Il disciplinare di gara richiedeva tra i requisiti speciali di capacità economico finanziaria, il possesso di un patrimonio netto annuo iscritto in bilancio negli ultimi tre esercizi disponibili non inferiore a venti milioni.

La società istante ha contestato la previsione del bando in considerazione dell’entità del corrispettivo globale del contratto in affidamento che su base mensile risulta pari a 2.766 euro, nonché in relazione al valore annuale pari a 33.199 euro, sostenendone l’illegittimità per contrarietà al principio di tassatività dei requisiti di partecipazione nonché la sproporzione rispetto all’oggetto dell’appalto.

La società chiedeva, pertanto, la revisione della lex specialis di gara che impediva la sua partecipazione a causa della clausola contestata, riferendo di aver tentato di interpretare il requisito come riferito a tutto il triennio invece che a un'unica annualità e di aver chiesto chiarimenti in merito alla stazione appaltante da cui ha ottenuto risposta negativa, giacché il Comune ha ribadito la volontà di riferire il requisito a una sola annualità.

Anac: clausola illegittima

Per Anac “la tipologia del contratto in oggetto non giustifica eccezioni ai principi generali previsti dalla normativa vigente e la necessità di procurarsi maggiori garanzie non sembra legittimare l’imposizione di un onere di tale peso, in quanto la discrezionalità esercitata dall’amministrazione nel caso di specie è proporzionale al fine specifico di perseguire il miglior soddisfacimento dell’interesse pubblico sotteso alla gara”.

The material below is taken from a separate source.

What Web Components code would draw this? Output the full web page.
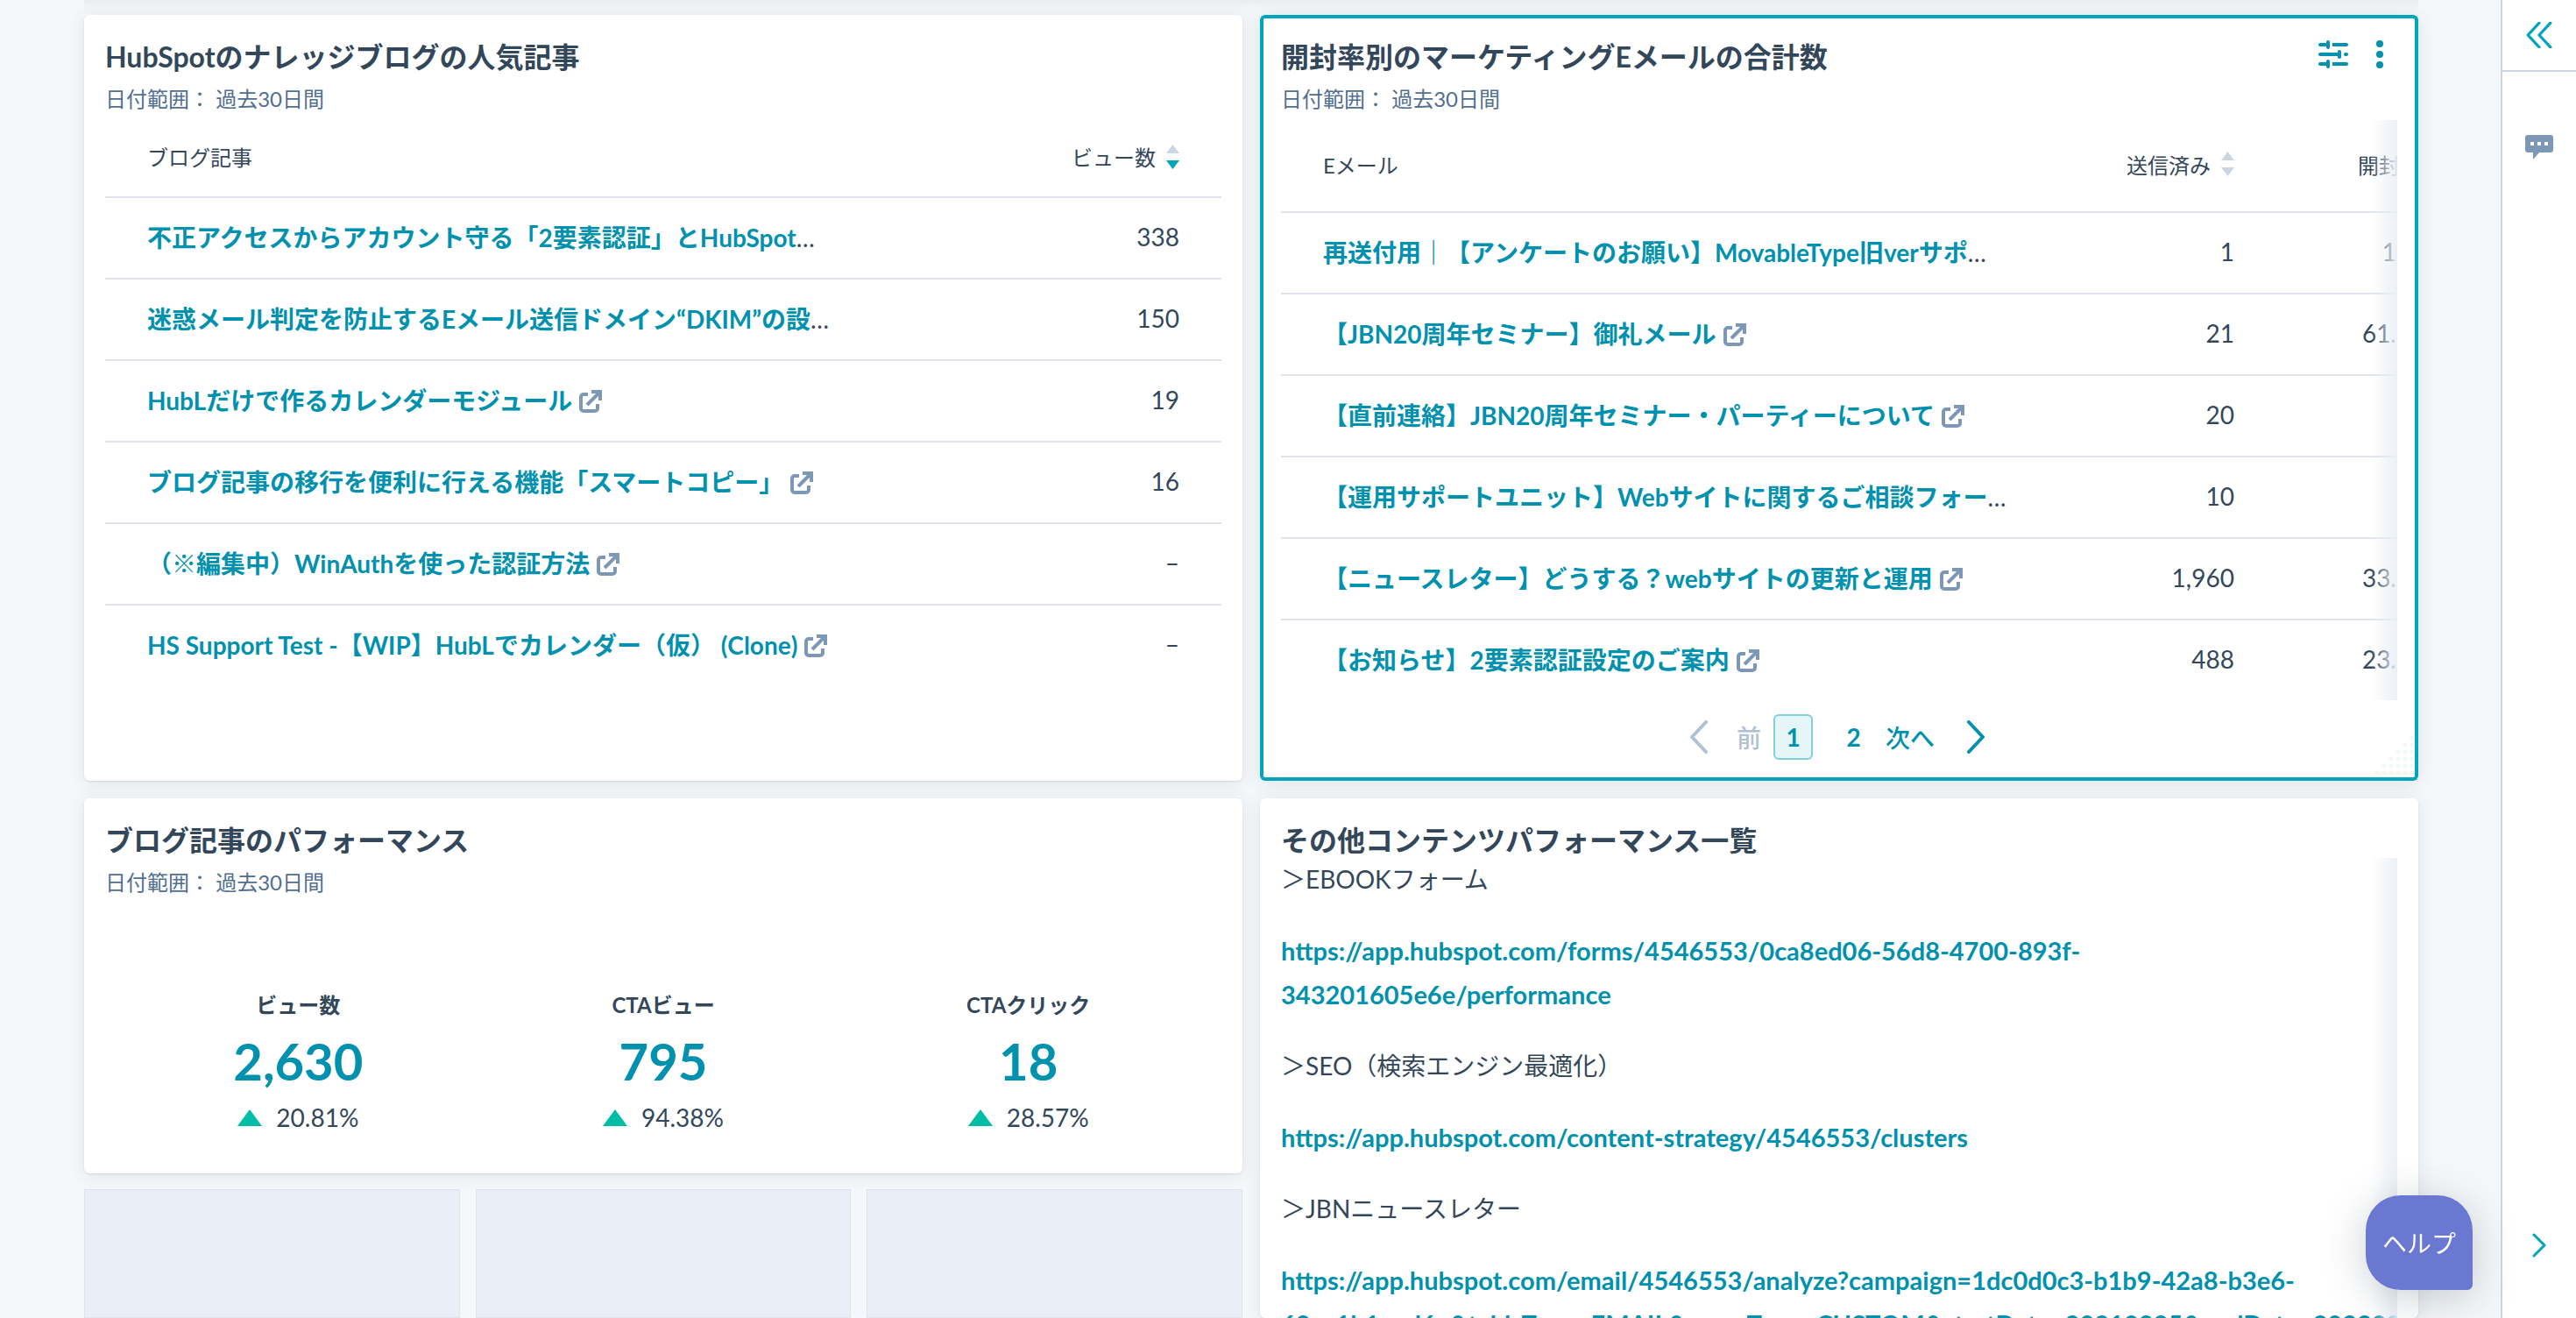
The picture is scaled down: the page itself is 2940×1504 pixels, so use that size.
<!DOCTYPE html>
<html lang="ja">
<head>
<meta charset="utf-8">
<title>ダッシュボード</title>
<style>
    html, body {
        height: 100%;
    }
    body {
        margin: 0;
        display: flex;
        overflow: hidden;
        background: #f5f8fa;
        color: #33475b;
        font-family: Lato, "Noto Sans CJK JP", sans-serif;
        font-size: 28px;
        text-spacing-trim: space-all;
    }
    report-board {
        flex: 1;
        min-width: 0;
    }
    .stack {
        display: flex;
        flex-direction: column;
        gap: 18px;
        min-width: 0;
    }
    .tiles {
        flex: 1;
        display: flex;
        gap: 18px;
    }
    .metrics {
        display: flex;
        margin: 108px 12px 24px;
    }
</style>
</head>
<body>
<report-board>
    <report-card heading="HubSpotのナレッジブログの人気記事" range="過去30日間">
        <report-table source="posts"></report-table>
    </report-card>
    <report-card heading="開封率別のマーケティングEメールの合計数" range="過去30日間" selected>
        <card-actions slot="actions"></card-actions>
        <fade-scroll><report-table source="emails" wide></report-table></fade-scroll>
        <page-nav></page-nav>
    </report-card>
    <div class="stack">
        <report-card heading="ブログ記事のパフォーマンス" range="過去30日間">
            <div class="metrics">
                <kpi-metric label="ビュー数" value="2,630" delta="20.81%"></kpi-metric>
                <kpi-metric label="CTAビュー" value="795" delta="94.38%"></kpi-metric>
                <kpi-metric label="CTAクリック" value="18" delta="28.57%"></kpi-metric>
            </div>
        </report-card>
        <div class="tiles">
            <empty-tile></empty-tile>
            <empty-tile></empty-tile>
            <empty-tile></empty-tile>
        </div>
    </div>
    <report-card heading="その他コンテンツパフォーマンス一覧">
        <fade-scroll><link-notes></link-notes></fade-scroll>
    </report-card>
</report-board>
<side-rail></side-rail>
<help-button>ヘルプ</help-button>

<script>
const tables = {
    posts: {
        columns: [{ name: 'ブログ記事' }, { name: 'ビュー数', sort: 'desc' }],
        rows: [
            ['不正アクセスからアカウント守る「2要素認証」とHubSpot', '338', true],
            ['迷惑メール判定を防止するEメール送信ドメイン“DKIM”の設', '150', true],
            ['HubLだけで作るカレンダーモジュール', '19'],
            ['ブログ記事の移行を便利に行える機能「スマートコピー」', '16'],
            ['（※編集中）WinAuthを使った認証方法', '–'],
            ['HS Support Test -【WIP】HubLでカレンダー（仮） (Clone)', '–']
        ]
    },
    emails: {
        columns: [{ name: 'Eメール' }, { name: '送信済み', sort: 'none' }, { name: '開封率', sort: 'none' }],
        rows: [
            ['再送付用｜【アンケートのお願い】MovableType旧verサポ', '1', true, '100%'],
            ['【JBN20周年セミナー】御礼メール', '21', false, '61.90%'],
            ['【直前連絡】JBN20周年セミナー・パーティーについて', '20', false, ''],
            ['【運用サポートユニット】Webサイトに関するご相談フォー', '10', true, ''],
            ['【ニュースレター】どうする？webサイトの更新と運用', '1,960', false, '33.42%'],
            ['【お知らせ】2要素認証設定のご案内', '488', false, '23.77%']
        ]
    }
}

class ReportBoard extends HTMLElement {
    constructor() {
        super()
        const shadow = this.attachShadow({ mode: 'open' })
        shadow.innerHTML = `
        <style>
        :host {
            display:block;
            box-sizing:border-box;
            height:100vh;
            padding:0 94px 0 96px;
        }
        main {
            box-sizing:border-box;
            height:100%;
            padding-top:17px;
            display:grid;
            grid-template-columns:minmax(0, 1fr) minmax(0, 1fr);
            grid-template-rows:auto minmax(0, 1fr);
            gap:20px;
            background:linear-gradient(#e9edf0, #f2f5f8 8px, transparent 17px);
        }
        </style>
        <main><slot></slot></main>
        `
    }
}

class ReportCard extends HTMLElement {
    constructor() {
        super()
        const range = this.getAttribute('range')
        const shadow = this.attachShadow({ mode: 'open' })
        shadow.innerHTML = `
        <style>
        :host {
            display:block;
            position:relative;
            box-sizing:border-box;
            min-width:0;
            padding:28px 24px 24px;
            background:#fff;
            border-radius:6px;
            box-shadow:0 1px 2px rgba(45, 62, 80, .12), 0 2px 20px rgba(45, 62, 80, .1);
        }
        :host([selected]) {
            box-shadow:inset 0 0 0 4px #00a4bd, 0 2px 20px rgba(45, 62, 80, .12);
        }
        header {
            display:flex;
            justify-content:space-between;
            align-items:flex-start;
        }
        h2 {
            margin:0;
            font-size:32px;
            line-height:40px;
            font-weight:700;
        }
        p {
            margin:12px 0 8px;
            font-size:24px;
            line-height:32px;
            color:#516f90;
        }
        .grip {
            display:none;
            position:absolute;
            right:5px;
            bottom:7px;
        }
        :host([selected]) .grip {
            display:block;
        }
        </style>
        <header>
            <h2>${this.getAttribute('heading')}</h2>
            <slot name="actions"></slot>
        </header>
        ${range ? `<p>日付範囲： ${range}</p>` : ''}
        <slot></slot>
        <svg class="grip" width="44" height="44" fill="#f1f8f9">${grip()}</svg>
        `
    }
}

// triangle of small squares in the resize corner
function grip() {
    let dots = ''
    for (let row = 0; row < 6; row++) {
        for (let col = 5 - row; col < 6; col++) {
            dots += `<rect x="${col * 8}" y="${row * 8}" width="4" height="4"/>`
        }
    }
    return dots
}

class CardActions extends HTMLElement {
    constructor() {
        super()
        const shadow = this.attachShadow({ mode: 'open' })
        shadow.innerHTML = `
        <style>
        :host {
            display:flex;
            gap:24px;
            padding-right:8px;
        }
        button {
            height:34px;
            padding:0;
            border:none;
            background:none;
            color:#0091ae;
        }
        button.filter {
            width:34px;
        }
        button.more {
            width:24px;
        }
        svg {
            display:block;
            margin:0 auto;
        }
        </style>
        <button class="filter" aria-label="フィルター">
            <svg width="34" height="34" viewBox="0 0 34 34" fill="none" stroke="currentColor" stroke-width="4" stroke-linecap="round">
                <path d="M2 6h8M19 6h13M2 17h20M31 17h1M2 28h8M19 28h13"/>
                <path d="M11 3v6M24 14v6M11 25v6"/>
                <path stroke-linecap="butt" d="M16 6h3M16 28h3"/>
            </svg>
        </button>
        <button class="more" aria-label="その他の操作">
            <svg width="8" height="34" viewBox="0 0 8 34" fill="currentColor">
                <circle cx="4" cy="5" r="4"/><circle cx="4" cy="17" r="4"/><circle cx="4" cy="29" r="4"/>
            </svg>
        </button>
        `
    }
}

class ReportTable extends HTMLElement {
    constructor() {
        super()
        const data = tables[this.getAttribute('source')]
        const shadow = this.attachShadow({ mode: 'open' })
        shadow.innerHTML = `
        <style>
        :host {
            display:block;
        }
        :host([wide]) {
            width:108%;
        }
        table {
            width:100%;
            table-layout:fixed;
            border-collapse:separate;
            border-spacing:0;
        }
        th, td {
            box-sizing:border-box;
            height:93px;
            padding:0 48px 4px;
            border-bottom:2px solid #dfe3eb;
            text-align:right;
            font-weight:400;
            white-space:nowrap;
        }
        tr:last-child td {
            height:91px;
            border-bottom:none;
        }
        th, thead tr:last-child th {
            width:240px;
            height:89px;
            font-size:24px;
        }
        :host([wide]) thead tr:last-child th {
            height:106px;
        }
        th:first-child, td:first-child, thead tr:last-child th:first-child {
            width:auto;
            padding-right:0;
            text-align:left;
        }
        button {
            display:inline-flex;
            align-items:center;
            gap:12px;
            padding:0;
            border:none;
            background:none;
            font:inherit;
            color:inherit;
        }
        a {
            color:#0091ae;
            font-weight:700;
            text-decoration:none;
        }
        .out {
            margin-left:8px;
            vertical-align:-3px;
        }
        </style>
        <table>
        <thead><tr>${data.columns.map(c => `<th scope="col">${this.head(c)}</th>`).join('')}</tr></thead>
        <tbody>${data.rows.map(r => this.row(r)).join('')}</tbody>
        </table>
        `
    }

    head(column) {
        if (!column.sort) return column.name
        return `<button>${column.name}<svg width="15" height="28" fill="#cbd6e2">
            <path d="M7.500 0 15 10H0z"/>
            <path d="M0 18h15L7.500 28z" ${column.sort === 'desc' ? 'fill="#00a4bd"' : ''}/>
        </svg></button>`
    }

    row([name, count, cut, rate]) {
        const tail = cut ? '…' : `<svg class="out" width="26" height="26" viewBox="0 0 26 26" fill="none" stroke="#7c98b6" stroke-width="4" stroke-linejoin="round">
            <path d="M10 5H5a3 3 0 0 0-3 3v13a3 3 0 0 0 3 3h13a3 3 0 0 0 3-3v-5"/>
            <path d="M9 17 23 3M14 2h10v10" stroke-linejoin="miter"/>
        </svg>`
        return `<tr><td><a href="#">${name}</a>${tail}</td><td>${count}</td>${rate === undefined ? '' : `<td>${rate}</td>`}</tr>`
    }
}

class FadeScroll extends HTMLElement {
    constructor() {
        super()
        const shadow = this.attachShadow({ mode: 'open' })
        shadow.innerHTML = `
        <style>
        :host {
            display:block;
            position:relative;
            overflow:hidden;
        }
        .fade {
            position:absolute;
            top:0;
            right:0;
            bottom:0;
            width:30px;
            background:linear-gradient(to right, rgba(255, 255, 255, 0), rgba(234, 240, 246, .95));
        }
        </style>
        <slot></slot>
        <div class="fade"></div>
        `
    }
}

class PageNav extends HTMLElement {
    constructor() {
        super()
        const shadow = this.attachShadow({ mode: 'open' })
        shadow.innerHTML = `
        <style>
        nav {
            display:flex;
            justify-content:center;
            align-items:center;
            gap:14px;
            margin-top:16px;
            padding-right:4px;
        }
        button {
            display:flex;
            align-items:center;
            justify-content:center;
            box-sizing:border-box;
            height:52px;
            padding:0;
            border:none;
            background:none;
            color:#0091ae;
            font:inherit;
            font-weight:700;
        }
        .step {
            gap:36px;
            font-weight:500;
        }
        .step:disabled {
            gap:32px;
            color:#b0c1d4;
        }
        .page {
            width:45px;
            border-radius:6px;
        }
        .page + .page {
            margin-left:10px;
        }
        .page[aria-current] {
            border:2px solid #7fd1de;
            background:#e5f5f8;
        }
        </style>
        <nav aria-label="ページ">
            <button class="step" disabled>
                <svg width="22" height="38" viewBox="0 0 22 38" fill="none" stroke="currentColor" stroke-width="4" stroke-linecap="round" stroke-linejoin="round"><path d="M19 2 3 19l16 17"/></svg>前
            </button>
            <button class="page" aria-current="page">1</button>
            <button class="page">2</button>
            <button class="step">次へ
                <svg width="22" height="38" viewBox="0 0 22 38" fill="none" stroke="currentColor" stroke-width="4" stroke-linecap="round" stroke-linejoin="round"><path d="m3 2 16 17L3 36"/></svg>
            </button>
        </nav>
        `
    }
}

class KpiMetric extends HTMLElement {
    constructor() {
        super()
        const shadow = this.attachShadow({ mode: 'open' })
        shadow.innerHTML = `
        <style>
        :host {
            flex:1;
            display:flex;
            flex-direction:column;
            align-items:center;
            gap:16px;
            line-height:32px;
        }
        h3 {
            margin:0;
            font-size:24px;
            font-weight:700;
        }
        a {
            color:#0091ae;
            font-size:58px;
            line-height:64px;
            font-weight:700;
            text-decoration:none;
        }
        div {
            display:flex;
            align-items:center;
            gap:16px;
        }
        </style>
        <h3>${this.getAttribute('label')}</h3>
        <a href="#">${this.getAttribute('value')}</a>
        <div>
            <svg width="28" height="19" fill="#00bda5"><path d="M14 0 28 19H0z"/></svg>
            <span>${this.getAttribute('delta')}</span>
        </div>
        `
    }
}

class EmptyTile extends HTMLElement {
    constructor() {
        super()
        const shadow = this.attachShadow({ mode: 'open' })
        shadow.innerHTML = `
        <style>
        :host {
            flex:1;
            border:1px solid #dfe3eb;
            background:#eaeef6;
        }
        </style>
        `
    }
}

class LinkNotes extends HTMLElement {
    constructor() {
        super()
        const shadow = this.attachShadow({ mode: 'open' })
        shadow.innerHTML = `
        <style>
        :host {
            display:block;
            line-height:49px;
        }
        p {
            margin:0 0 32px;
            white-space:nowrap;
        }
        a {
            color:#0091ae;
            font-size:29px;
            font-weight:700;
            text-decoration:none;
        }
        </style>
        <p>＞EBOOKフォーム</p>
        <p><a href="#">https://app.hubspot.com/forms/4546553/0ca8ed06-56d8-4700-893f-<br>343201605e6e/performance</a></p>
        <p>＞SEO（検索エンジン最適化）</p>
        <p><a href="#">https://app.hubspot.com/content-strategy/4546553/clusters</a></p>
        <p>＞JBNニュースレター</p>
        <p><a href="#">https://app.hubspot.com/email/4546553/analyze?campaign=1dc0d0c3-b1b9-42a8-b3e6-<br>69ca1b1eed6e&amp;tableType=EMAIL&amp;rangeType=CUSTOM&amp;startDate=20210825&amp;endDate=20220825</a></p>
        `
    }
}

class SideRail extends HTMLElement {
    constructor() {
        super()
        const shadow = this.attachShadow({ mode: 'open' })
        shadow.innerHTML = `
        <style>
        :host {
            display:flex;
            flex-direction:column;
            box-sizing:border-box;
            width:86px;
            height:100vh;
            border-left:2px solid #cbd6e2;
            background:#fff;
        }
        button {
            display:flex;
            align-items:center;
            justify-content:center;
            height:80px;
            padding:0;
            border:none;
            background:none;
            color:#00a4bd;
        }
        .collapse {
            box-sizing:content-box;
            border-bottom:2px solid #cbd6e2;
        }
        .chat {
            margin-top:46px;
        }
        .next {
            margin-top:auto;
            margin-bottom:43px;
        }
        </style>
        <button class="collapse" aria-label="展開">
            <svg width="30" height="30" viewBox="0 0 28 28" fill="none" stroke="currentColor" stroke-width="3" stroke-linecap="round" stroke-linejoin="round"><path d="M14 1 2 14l12 13M26 1 14 14l12 13"/></svg>
        </button>
        <button class="chat" aria-label="コメント">
            <svg width="32" height="28" viewBox="0 0 32 28" fill="#7c98b6">
                <path d="M3 0h26a3 3 0 0 1 3 3v14a3 3 0 0 1-3 3H16l-7 8v-8H3a3 3 0 0 1-3-3V3a3 3 0 0 1 3-3z"/>
                <path fill="#fff" d="M6 8h4v4H6zM14 8h4v4h-4zM22 8h4v4h-4z"/>
            </svg>
        </button>
        <button class="next" aria-label="次へ">
            <svg width="16" height="28" viewBox="0 0 16 28" fill="none" stroke="currentColor" stroke-width="3" stroke-linecap="round" stroke-linejoin="round"><path d="m2 2 12 12L2 26"/></svg>
        </button>
        `
    }
}

class HelpButton extends HTMLElement {
    constructor() {
        super()
        const shadow = this.attachShadow({ mode: 'open' })
        shadow.innerHTML = `
        <style>
        :host {
            position:fixed;
            right:118px;
            bottom:32px;
        }
        button {
            width:122px;
            height:108px;
            padding:0;
            border:none;
            border-radius:40px 40px 6px 40px;
            background:#6a78d1;
            color:#fff;
            font:inherit;
            box-shadow:0 8px 48px rgba(45, 62, 80, .25);
        }
        </style>
        <button><slot></slot></button>
        `
    }
}

customElements.define('report-board', ReportBoard)
customElements.define('report-card', ReportCard)
customElements.define('card-actions', CardActions)
customElements.define('report-table', ReportTable)
customElements.define('fade-scroll', FadeScroll)
customElements.define('page-nav', PageNav)
customElements.define('kpi-metric', KpiMetric)
customElements.define('empty-tile', EmptyTile)
customElements.define('link-notes', LinkNotes)
customElements.define('side-rail', SideRail)
customElements.define('help-button', HelpButton)
</script>
</body>
</html>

Pertanto, l'Autorità nazionale anticorruzione ritiene che “la clausola di cui all’art. 9 lett. b) del disciplinare nella gara in oggetto sia da ritenersi illegittima in quanto contraria alle previsioni di cui all’art. 100, commi 11 e 12. La stazione appaltante è tenuta, pertanto, alla riedizione della procedura emendandola del requisito censurato”.